## Written problem
Using the listing below, extract each line that has the word "React" in it.

BEGIN Data extract

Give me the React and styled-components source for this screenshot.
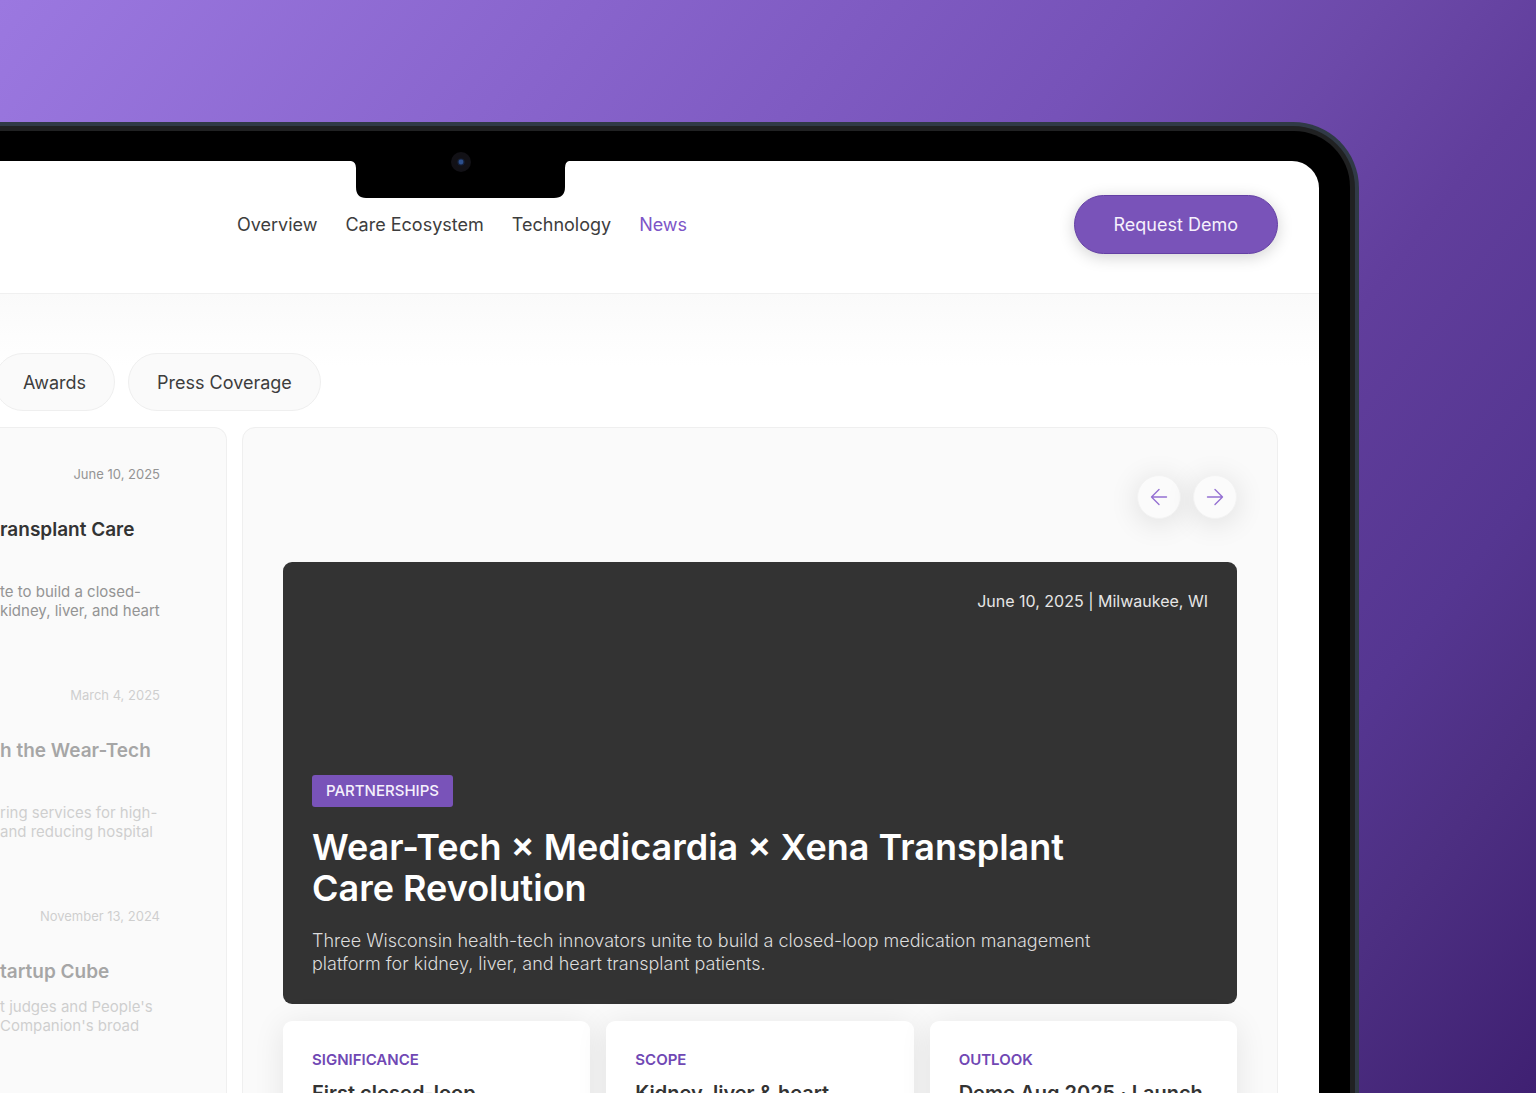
import React from 'react';
import styled, { createGlobalStyle } from 'styled-components';

const GlobalStyle = createGlobalStyle`
    * {
        box-sizing: border-box;
    }

    body {
        margin: 0;
        font-family: Inter, "Liberation Sans", sans-serif;
        color: #333;
    }

    h2, h3, p, ul {
        margin: 0;
        padding: 0;
    }

    button {
        font: inherit;
        cursor: pointer;
    }
`;

const Stage = styled.div`
    display: flex;
    height: 100vh;
    padding: 122px 177px 0 0;
    overflow: hidden;
    background: linear-gradient(128deg, #9b78e0 0%, #8864cc 25%, #7652b8 48%, #6c49a9 58%, #613e9c 67%, #553691 80%, #4d2f82 88%, #3f2072 100%);
`;

const Device = styled.div`
    display: flex;
    flex: 1;
    min-width: 0;
    border: solid #303a46;
    border-width: 4px 4px 0 0;
    border-radius: 0 66px 0 0;
    background: #202122;
`;

const Bezel = styled.div`
    position: relative;
    display: flex;
    flex: 1;
    min-width: 0;
    margin: 5px 5px 0 0;
    padding: 30px 31px 0 0;
    border-radius: 0 56px 0 0;
    background: #000;
`;

const Notch = styled.svg`
    position: absolute;
    top: 10px;
    left: 351px;
    width: 218px;
    height: 58px;
`;

const Screen = styled.div`
    flex: 1;
    min-width: 0;
    overflow: hidden;
    border-radius: 0 27px 0 0;
    background: #fff;
`;

const Header = styled.header`
    display: flex;
    align-items: center;
    justify-content: space-between;
    padding: 34px 41px 39px 237px;
    border-bottom: 1px solid #f0f0f0;
`;

const Nav = styled.nav`
    display: flex;
    gap: 28px;
    font-size: 18px;
    line-height: 24px;
`;

const NavLink = styled.a`
    color: ${props => props.$active ? '#7d55c7' : '#3d3d3d'};
    text-decoration: none;
`;

const DemoButton = styled.button`
    height: 59px;
    padding: 0 39px;
    border: 1px solid #6440a4;
    border-radius: 30px;
    background: #7953b9;
    box-shadow: 0 3px 16px rgba(0, 0, 0, 0.18);
    color: #f5f0fc;
    font-size: 18px;
`;

const Main = styled.main`
    padding: 59px 41px 0 0;
    background: linear-gradient(#fafafa, #fff 72px);
`;

const Tabs = styled.div`
    display: flex;
    gap: 13px;
    margin-left: -6px;
`;

const Tab = styled.button`
    height: 58px;
    padding: 0 28px;
    border: 1px solid #efefef;
    border-radius: 29px;
    background: #fafafa;
    color: #3d3d3d;
    font-size: 18px;
`;

const Columns = styled.div`
    display: grid;
    grid-template-columns: 227px 1fr;
    gap: 15px;
    margin-top: 16px;
`;

const NewsList = styled.ul`
    display: flex;
    flex-direction: column;
    gap: 66px;
    padding: 37px 66px 0 0;
    border: solid #efefef;
    border-width: 1px 1px 0 0;
    border-radius: 0 13px 0 0;
    background: #fafafa;
    list-style: none;
    white-space: nowrap;
`;

const NewsItem = styled.li`
    opacity: ${props => props.$faded ? 0.42 : 1};
`;

const NewsDate = styled.p`
    color: #949494;
    font-size: 13px;
    line-height: 18px;
    text-align: right;
`;

const NewsTitle = styled.h3`
    min-height: ${props => props.$lines * 27}px;
    margin: 33px 0 12px;
    font-size: 19px;
    font-weight: 600;
    line-height: 27px;
`;

const NewsText = styled.p`
    color: #949494;
    font-size: 15px;
    line-height: 19px;
`;

const Article = styled.section`
    min-width: 0;
    height: 900px;
    padding: 47px 40px 0;
    border: 1px solid #efefef;
    border-radius: 13px;
    background: #fafafa;
`;

const Arrows = styled.div`
    display: flex;
    justify-content: flex-end;
    gap: 12px;
`;

const ArrowButton = styled.button`
    display: grid;
    place-items: center;
    width: 44px;
    height: 44px;
    padding: 0;
    border: 1px solid #f3f3f3;
    border-radius: 50%;
    background: #fbfbfb;
    box-shadow: 0 4px 30px rgba(0, 0, 0, 0.12);
    color: #9470d2;
`;

const Hero = styled.div`
    display: flex;
    flex-direction: column;
    align-items: flex-start;
    min-height: 442px;
    margin-top: 43px;
    padding: 28px 29px 29px;
    border-radius: 9px;
    background: #333;
    color: #fff;
`;

const HeroDate = styled.p`
    align-self: flex-end;
    margin-bottom: auto;
    color: #e6e6e6;
    font-size: 16px;
    line-height: 22px;
`;

const Tag = styled.span`
    padding: 0 14px;
    border-radius: 3px;
    background: #7953b9;
    color: #f5f0fc;
    font-size: 15px;
    font-weight: 500;
    line-height: 32px;
`;

const HeroTitle = styled.h2`
    margin: 20px 0;
    font-size: 36px;
    font-weight: 600;
    line-height: 41px;
`;

const HeroText = styled.p`
    color: #dcdcdc;
    font-size: 18px;
    font-weight: 300;
    line-height: 23px;
`;

const Cards = styled.div`
    display: grid;
    grid-template-columns: repeat(3, 1fr);
    gap: 16px;
    margin-top: 17px;
`;

const Card = styled.div`
    height: 220px;
    padding: 29px;
    border-radius: 9px;
    background: #fff;
    box-shadow: 0 4px 32px rgba(0, 0, 0, 0.09);
    white-space: nowrap;
`;

const CardLabel = styled.p`
    color: #7048b4;
    font-size: 15px;
    font-weight: 600;
    line-height: 20px;
`;

const CardTitle = styled.h3`
    margin-top: 10px;
    font-size: 20px;
    font-weight: 600;
    line-height: 27px;
`;

const links = ['Overview', 'Care Ecosystem', 'Technology', 'News'];

const news = [
    { date: 'June 10, 2025', title: 'ransplant Care', lines: 2, text: ['te to build a closed-', 'kidney, liver, and heart'] },
    { date: 'March 4, 2025', title: 'h the Wear-Tech', lines: 2, text: ['ring services for high-', 'and reducing hospital'] },
    { date: 'November 13, 2024', title: 'tartup Cube', lines: 1, text: ['t judges and People\'s', 'Companion\'s broad'] },
];

const cards = [
    { label: 'SIGNIFICANCE', title: 'First closed-loop' },
    { label: 'SCOPE', title: 'Kidney, liver & heart' },
    { label: 'OUTLOOK', title: 'Demo Aug 2025 · Launch' },
];

const Arrow = ({ d }) => (
    <svg width="18" height="18" viewBox="0 0 18 18" fill="none" stroke="currentColor" strokeWidth="1.4" strokeLinecap="round" strokeLinejoin="round" aria-hidden="true">
        <path d={d} />
    </svg>
);

export default function App() {
    return (
        <Stage>
            <GlobalStyle />
            <Device>
                <Bezel>
                    <Screen>
                        <Header>
                            <Nav>
                                {links.map(link => (
                                    <NavLink key={link} href="#" $active={link === 'News'}>{link}</NavLink>
                                ))}
                            </Nav>
                            <DemoButton>Request Demo</DemoButton>
                        </Header>
                        <Main>
                            <Tabs>
                                <Tab>Awards</Tab>
                                <Tab>Press Coverage</Tab>
                            </Tabs>
                            <Columns>
                                <NewsList>
                                    {news.map((item, i) => (
                                        <NewsItem key={item.date} $faded={i > 0}>
                                            <NewsDate>{item.date}</NewsDate>
                                            <NewsTitle $lines={item.lines}>{item.title}</NewsTitle>
                                            <NewsText>{item.text[0]}<br />{item.text[1]}</NewsText>
                                        </NewsItem>
                                    ))}
                                </NewsList>
                                <Article>
                                    <Arrows>
                                        <ArrowButton aria-label="Previous">
                                            <Arrow d="M16.5 9H1.5M9 1.5L1.5 9L9 16.5" />
                                        </ArrowButton>
                                        <ArrowButton aria-label="Next">
                                            <Arrow d="M1.5 9H16.5M9 1.5L16.5 9L9 16.5" />
                                        </ArrowButton>
                                    </Arrows>
                                    <Hero>
                                        <HeroDate>June 10, 2025 | Milwaukee, WI</HeroDate>
                                        <Tag>PARTNERSHIPS</Tag>
                                        <HeroTitle>Wear-Tech × Medicardia × Xena Transplant<br />Care Revolution</HeroTitle>
                                        <HeroText>
                                            Three Wisconsin health-tech innovators unite to build a closed-loop medication management<br />
                                            platform for kidney, liver, and heart transplant patients.
                                        </HeroText>
                                    </Hero>
                                    <Cards>
                                        {cards.map(card => (
                                            <Card key={card.label}>
                                                <CardLabel>{card.label}</CardLabel>
                                                <CardTitle>{card.title}</CardTitle>
                                            </Card>
                                        ))}
                                    </Cards>
                                </Article>
                            </Columns>
                        </Main>
                    </Screen>
                    <Notch viewBox="0 0 218 58" aria-hidden="true">
                        <path d="M0 20H218Q214 21 214 27V46Q214 57 203 57H15Q5 57 5 46V27Q5 21 0 20Z" fill="#000" />
                        <circle cx="110" cy="21" r="10" fill="#121116" />
                        <circle cx="110" cy="21" r="3.6" fill="#16233f" />
                        <circle cx="110" cy="21" r="2.4" fill="#2c4f8c" />
                    </Notch>
                </Bezel>
            </Device>
        </Stage>
    );
}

END Data extract

## Complete answer
Give me the React and styled-components source for this screenshot.
import React from 'react';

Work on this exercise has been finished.